TvC has to be one of the most accessible fighting games in years. Because the developers at Eighting have given players multiple ways of playing the game, almost anybody can pick up and enjoy duking it out. Those not hardcore enough to use a fight stick (which you can buy from MadCatz for $79.99) will be glad to know that you also have the option of using the Classic Controller accessory as well as the GameCube. Combos and button layouts have hardly changed over the years, so it’s something fighting enthusiasts can easily get used to. Casual players should also be pleased to know that you can use both the Wii Remote and Nunchuck, or simply just the remote on its own.
So how does the latter option of control work? TvC’ control scheme is mapped by a 3-button system (weak, medium, strong). The speed of each strike depends on how strong attacks are, with the stronger attacks of course being the slower ones to perform. Like Marvel vs. Capcom, fighting is a lot more fast-paced than any other fighter Capcom has released, so you can rest easy knowing that strikes will be made as soon as every button is pressed. Players who find themselves using the Wii remote on its own will find it extremely easy to execute combos. The 1 button could be used for basic melee and juggling strikes, while the 2 button is used for more specialized strikes. Sometimes it’s actually cheap because that button alone can cause for some out-of-nowhere hadoukens and shoryukens—which can make button-mashing quite an issue. It’s also a little alarming to know that players using just the remote just have to hold both the 1 and 2 buttons to unleash their super—a character’s signature attack that should account for at least 15% damage to health bar.
While the control scheme is extremely easy to learn, mastering it is a totally different beast. It may seem that veteran players are at a disadvantage because of the time it takes to unleash some of the moves, but at the same time, they’re also in the most control of their character, making it easier to execute assists or tag the other character.
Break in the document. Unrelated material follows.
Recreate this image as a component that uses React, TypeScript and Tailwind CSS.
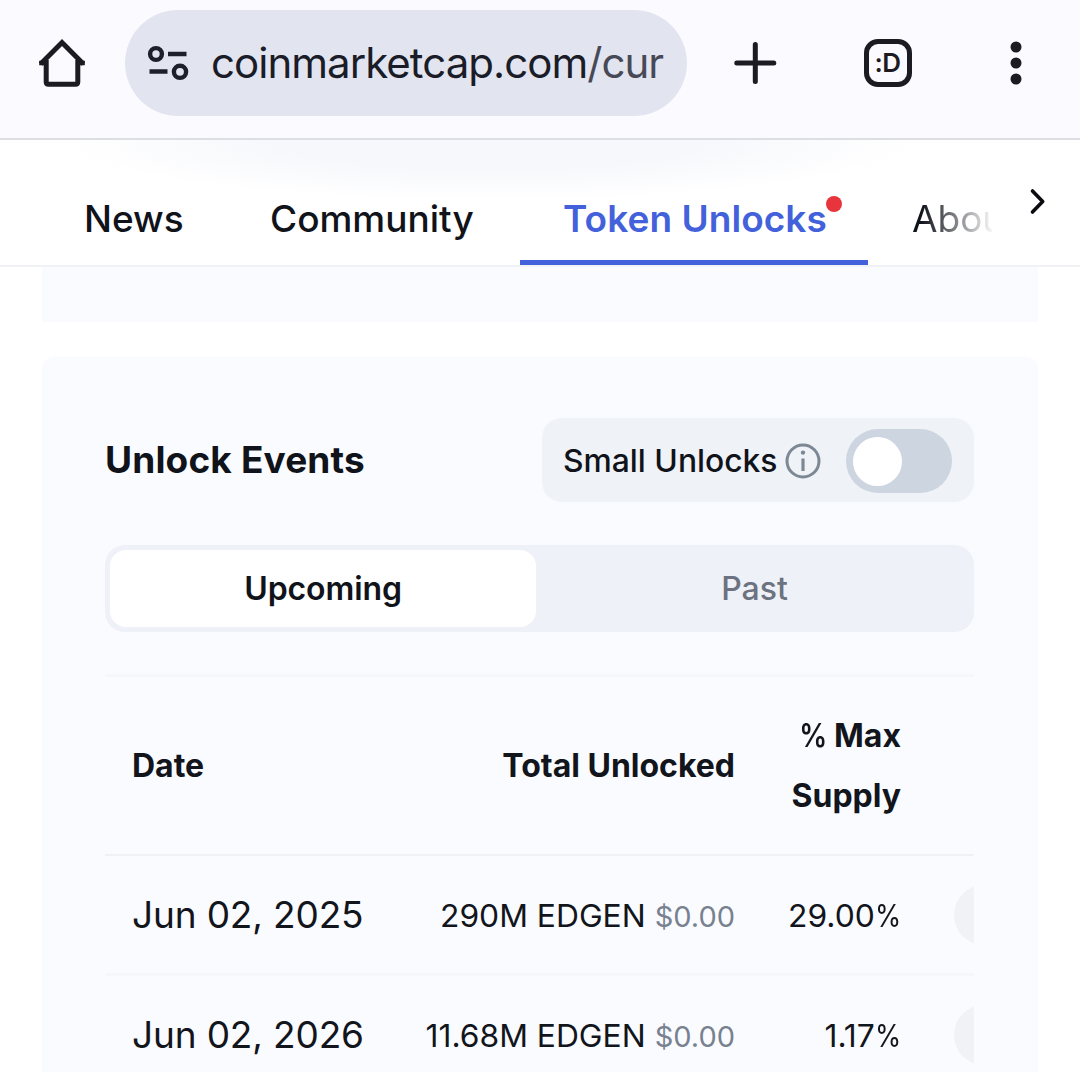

The end result for either character is pretty hard to describe. The game is definitely a brawler, but when in the hands of a newbie or someone using the Wii method of control, the game actually plays a lot like Super Smash Bros., and that’s the amazing thing with this game. With each different method of control you use, the game feels different, leaving room for all sorts of possibilities.
The game has the standard modes you’d expect from a fighting game. Arcade mode forces you to fight around 7 matches before reaching the game’s final boss, who ends up being Yami from Okami—again, good homage to a great Capcom title. All the single player content earns you Zenny, the currency that you can use to unlock items from the in-game store. You also have a Survival mode to see how long you can last against all the all-stars, a Vs. Mode for multiplayer bouts, and you can even fight against players online. If you can get passed the lame Friend Code system that Nintendo’s known for, you’ll find the leaderboards and online matches quite impressive.
One of the more pleasant surprises with this game is the amount of extra content you have access to. Aside from the usual suspects like unlocking new costumes, colors, or new characters (Zero being the coolest one), there are actually quite a few fun minigames. Among the most impressive is Ultimate All-Shooters, which allows players to control Ryu, PTX-40A, Ken the Eagle, and Tekkaman in an all out war from top-down view. The minigame includes lengthy levels, mini-bosses, bosses, and MEGA bosses that you’ll run into with the minigame’s many branching paths. This game alone is worth the cash you’ll pay for a digital download, so these minigames are quite a welcoming addition to an already impressive mantra of enjoyment.
The visuals in TvC are superb. Like Street Fighter IV, the action takes place on a 2.5D environment where the models are all in 3D. None of the game’s stages or environments are interactive, but during long chains of combos or Supers, the camera view will shift to the side to create a more dramatic effect. All the action, however, takes place on a two-dimensional plain, which simplifies the gameplay. The game looks great in standard definition, but when playing on wider display, there are a few jaggies that are noticeable, but with so much action happening at one time, it’s okay to see that.
TvC also sounds great. The voice acting, especially Joe’s, is lame, but that’s how Capcom’s fighters usually roll. Unlike Tekken, the Vs. games are hardly about presentation. The soundtrack is rather random—you’ll see why with the ending credits, but that’s what makes the game sound so bizarrely awesome.
Tatsunoko vs. Capcom: Ultimate All-Stars is a game full of surprises, even before anybody can pop the disc into their Wii. First of all, this game shouldn’t have even made it stateside. Tatsunoko is definitely not a commodity in the United States, so it’s surprising to think Capcom took the risk and brought it here—on the Wii no less, a console that has unfortunately lived with the stigma of being for casual players only. Within minutes of playing, however, players of all types will undoubtedly find something to enjoy with this title. This is the spiritual successor to Marvel vs. Capcom 2, and you owe it to yourself to pick this one up—maybe it’ll influence more third parties to actually put some effort into the Wii.